I met my wife in 1999. She was a High School graduate working at the local nursing home with aspirations of college and a career. I was a full-blown addict, living a life built on so many lies that even I didn’t know the truth anymore.

At any given time, I would become whoever I needed to be to get what I wanted. I stole and I lied.

I stomped over everybody and anybody’s feelings and boundaries. It was all about me and what I could get out of any situation. Now I wanted her.

I used her. Just like I used my mother and my sister before her. But this time there was the added element of intimate relations.

For her this created feelings, but for me, this created another tool, another manipulation, and another emotion to run from. When it fits my agenda we were great, but when it didn’t I would provoke her.

Having had years of practice, I didn’t even have to put thought behind finding the right words to say. I was a master at striking an emotional response.

If this failed I would get physical. Still, she stayed. Still, she waited.

The hope of having moments together, the possibility of there being some sort of truth found in the affection that I was capable of displaying when I did decide to share some of my time with her, left her willing to abandon her own values.

This was something new and I pushed it to limits that I had never pushed it before. I did not understand love, but I understood possession. The more that I had, the better I felt about myself.

So, I set out to own her the only way that I knew how, with no consideration of the destruction that I was bringing to her life. I introduced her to drugs.

I played on her emotions for me and her own craving to spend time with me. I told her that I only left her when I wanted to use drugs, to drink alcohol, and to party.

I said that if she really wanted to be with me, then she could do these things with me. She resisted, but as most of you know now, there is no stopping an addict in pursuit of our next fix.

This is the only way our brains end up understanding all things. It is the pattern of thought created by addiction.

The same pattern that I used to define all my relationships. I had done this with my mother and my sister. Now I did it with my wife.

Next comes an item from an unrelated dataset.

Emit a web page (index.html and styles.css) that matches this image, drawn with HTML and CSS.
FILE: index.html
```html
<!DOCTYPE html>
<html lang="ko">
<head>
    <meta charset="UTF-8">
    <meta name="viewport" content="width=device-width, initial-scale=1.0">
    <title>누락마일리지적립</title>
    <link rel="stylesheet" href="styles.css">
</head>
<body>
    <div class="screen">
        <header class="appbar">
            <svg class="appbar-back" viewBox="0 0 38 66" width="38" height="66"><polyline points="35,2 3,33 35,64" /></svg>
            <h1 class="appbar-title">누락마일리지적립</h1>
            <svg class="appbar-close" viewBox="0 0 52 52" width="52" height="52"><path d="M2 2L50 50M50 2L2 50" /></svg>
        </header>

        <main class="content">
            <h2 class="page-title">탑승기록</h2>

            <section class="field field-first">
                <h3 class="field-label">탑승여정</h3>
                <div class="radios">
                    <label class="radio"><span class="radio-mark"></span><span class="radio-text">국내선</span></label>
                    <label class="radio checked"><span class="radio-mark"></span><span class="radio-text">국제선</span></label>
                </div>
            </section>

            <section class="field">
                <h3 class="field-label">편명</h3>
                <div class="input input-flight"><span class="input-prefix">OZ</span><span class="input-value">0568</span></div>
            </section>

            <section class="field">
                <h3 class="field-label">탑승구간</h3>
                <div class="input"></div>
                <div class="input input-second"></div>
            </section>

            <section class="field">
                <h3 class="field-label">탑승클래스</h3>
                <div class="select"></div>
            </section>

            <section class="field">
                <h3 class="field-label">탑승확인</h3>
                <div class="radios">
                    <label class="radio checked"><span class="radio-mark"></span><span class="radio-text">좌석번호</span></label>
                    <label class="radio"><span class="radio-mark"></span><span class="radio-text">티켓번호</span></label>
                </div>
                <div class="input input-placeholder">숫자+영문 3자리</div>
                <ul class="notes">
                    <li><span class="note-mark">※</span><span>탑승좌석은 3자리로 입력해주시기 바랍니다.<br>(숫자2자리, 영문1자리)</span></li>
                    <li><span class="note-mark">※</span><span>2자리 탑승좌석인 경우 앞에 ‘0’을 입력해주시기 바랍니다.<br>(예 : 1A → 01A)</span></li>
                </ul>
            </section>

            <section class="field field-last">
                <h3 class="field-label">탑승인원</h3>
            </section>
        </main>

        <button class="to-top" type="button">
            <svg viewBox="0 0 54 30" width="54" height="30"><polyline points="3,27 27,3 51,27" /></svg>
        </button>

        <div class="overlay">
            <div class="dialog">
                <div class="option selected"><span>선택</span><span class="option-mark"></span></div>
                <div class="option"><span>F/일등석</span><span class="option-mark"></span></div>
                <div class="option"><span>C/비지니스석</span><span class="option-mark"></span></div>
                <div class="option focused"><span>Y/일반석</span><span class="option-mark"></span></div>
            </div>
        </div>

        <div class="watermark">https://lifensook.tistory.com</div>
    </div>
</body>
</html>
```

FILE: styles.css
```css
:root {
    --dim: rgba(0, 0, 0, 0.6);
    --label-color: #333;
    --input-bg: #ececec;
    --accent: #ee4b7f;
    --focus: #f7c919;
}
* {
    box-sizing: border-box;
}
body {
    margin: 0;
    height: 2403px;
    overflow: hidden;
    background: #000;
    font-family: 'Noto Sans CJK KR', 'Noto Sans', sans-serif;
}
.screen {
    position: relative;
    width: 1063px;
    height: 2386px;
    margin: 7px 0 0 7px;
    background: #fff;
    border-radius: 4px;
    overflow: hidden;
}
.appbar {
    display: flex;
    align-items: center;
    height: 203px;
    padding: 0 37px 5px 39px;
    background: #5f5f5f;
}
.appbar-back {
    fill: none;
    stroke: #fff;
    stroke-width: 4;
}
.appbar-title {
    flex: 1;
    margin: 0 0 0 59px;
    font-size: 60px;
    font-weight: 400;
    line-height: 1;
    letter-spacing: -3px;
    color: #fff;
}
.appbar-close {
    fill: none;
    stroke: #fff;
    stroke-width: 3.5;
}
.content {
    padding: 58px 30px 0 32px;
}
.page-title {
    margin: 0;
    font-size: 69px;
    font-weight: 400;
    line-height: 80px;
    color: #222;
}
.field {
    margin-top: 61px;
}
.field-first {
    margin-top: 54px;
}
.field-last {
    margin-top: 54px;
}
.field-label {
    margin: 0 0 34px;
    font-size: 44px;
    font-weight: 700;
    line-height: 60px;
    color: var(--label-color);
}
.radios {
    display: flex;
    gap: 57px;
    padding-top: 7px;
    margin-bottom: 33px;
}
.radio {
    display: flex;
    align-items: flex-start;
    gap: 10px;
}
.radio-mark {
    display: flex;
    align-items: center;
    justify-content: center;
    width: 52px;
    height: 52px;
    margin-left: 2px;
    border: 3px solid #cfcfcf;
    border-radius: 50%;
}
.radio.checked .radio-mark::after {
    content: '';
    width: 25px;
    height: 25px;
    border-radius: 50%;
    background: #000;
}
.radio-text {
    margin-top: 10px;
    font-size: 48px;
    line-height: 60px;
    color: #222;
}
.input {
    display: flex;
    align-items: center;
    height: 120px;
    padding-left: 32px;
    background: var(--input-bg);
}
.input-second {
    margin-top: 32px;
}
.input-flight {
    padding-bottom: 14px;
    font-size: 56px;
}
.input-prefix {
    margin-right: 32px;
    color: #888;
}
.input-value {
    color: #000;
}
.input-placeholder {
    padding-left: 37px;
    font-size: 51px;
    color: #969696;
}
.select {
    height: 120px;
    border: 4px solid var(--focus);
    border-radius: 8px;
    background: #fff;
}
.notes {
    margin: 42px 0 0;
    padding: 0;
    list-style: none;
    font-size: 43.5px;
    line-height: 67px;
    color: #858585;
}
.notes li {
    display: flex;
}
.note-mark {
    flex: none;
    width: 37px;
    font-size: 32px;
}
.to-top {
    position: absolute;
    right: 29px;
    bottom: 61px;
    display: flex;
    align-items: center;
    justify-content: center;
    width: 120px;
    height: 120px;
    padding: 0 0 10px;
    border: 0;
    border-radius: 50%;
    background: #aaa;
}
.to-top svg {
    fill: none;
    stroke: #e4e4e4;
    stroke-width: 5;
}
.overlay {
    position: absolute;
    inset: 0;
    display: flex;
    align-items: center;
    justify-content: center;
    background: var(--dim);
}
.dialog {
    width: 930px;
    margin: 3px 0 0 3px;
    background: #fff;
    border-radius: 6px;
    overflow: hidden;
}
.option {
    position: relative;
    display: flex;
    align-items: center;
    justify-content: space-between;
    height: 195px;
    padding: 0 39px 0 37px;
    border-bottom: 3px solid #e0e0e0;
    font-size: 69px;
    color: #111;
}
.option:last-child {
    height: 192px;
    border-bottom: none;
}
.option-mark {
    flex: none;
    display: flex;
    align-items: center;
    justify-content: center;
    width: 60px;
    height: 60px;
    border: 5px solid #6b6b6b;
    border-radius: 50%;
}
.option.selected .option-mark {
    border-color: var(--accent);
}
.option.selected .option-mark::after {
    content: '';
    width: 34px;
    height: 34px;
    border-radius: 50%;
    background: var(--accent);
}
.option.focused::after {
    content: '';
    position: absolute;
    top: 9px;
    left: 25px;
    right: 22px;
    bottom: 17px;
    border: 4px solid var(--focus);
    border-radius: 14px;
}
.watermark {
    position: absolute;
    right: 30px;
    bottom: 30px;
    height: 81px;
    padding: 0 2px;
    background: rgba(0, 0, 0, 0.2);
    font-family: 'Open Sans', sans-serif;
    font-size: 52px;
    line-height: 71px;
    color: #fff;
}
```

As I stated at the beginning, this story is not just mine to tell. Today my goal is to respect the love of others and to try and acknowledge my awareness of it as I write. I am in hopes that each of you can relate with my story without me violating the boundaries of your lives any further.

I am learning that love is not just how we feel about somebody, but how those people make us feel about ourselves. I am learning that sharing my thoughts and my emotions is going to feel uncomfortable for a while and this frightens me.

I will not always be able to express myself correctly and I will make mistakes, but I must continue to try. Honesty is the key.

Constantly battling the voice in my head that tells me that you will leave if I show you who I really am. I fear this rejection and I have spent a lifetime hiding from its possibility.

I remember celebrating my 1 year of being clean and sober. My sister stood up during the presentation. She looked out and spoke directly to my Recovery Group. She said, ” I have been trying to save Dennis for years. I could not do it and you did. Thank you!”

The pain in her words is something that I cannot explain, but the love that has always been there is something that I can now finally see for myself.

My wife and I were married in 2003. For years addiction and incarceration left its mark on us and our family. We both got into recovery in 2016. Neither of us has used drugs since that time. We are still together.

I have come to see that love is the complete opposite of self-centeredness which is found at the heart of addiction, and I now understand love as the ability to lose yourself in the process of loving someone else. My experience with love is not found in anything that I have done myself. My experience with love is found in the actions of those who never left my side. The same actions that you take now!

Don’t give up. Do not lose hope. You are setting the example of love that one day each of us will follow!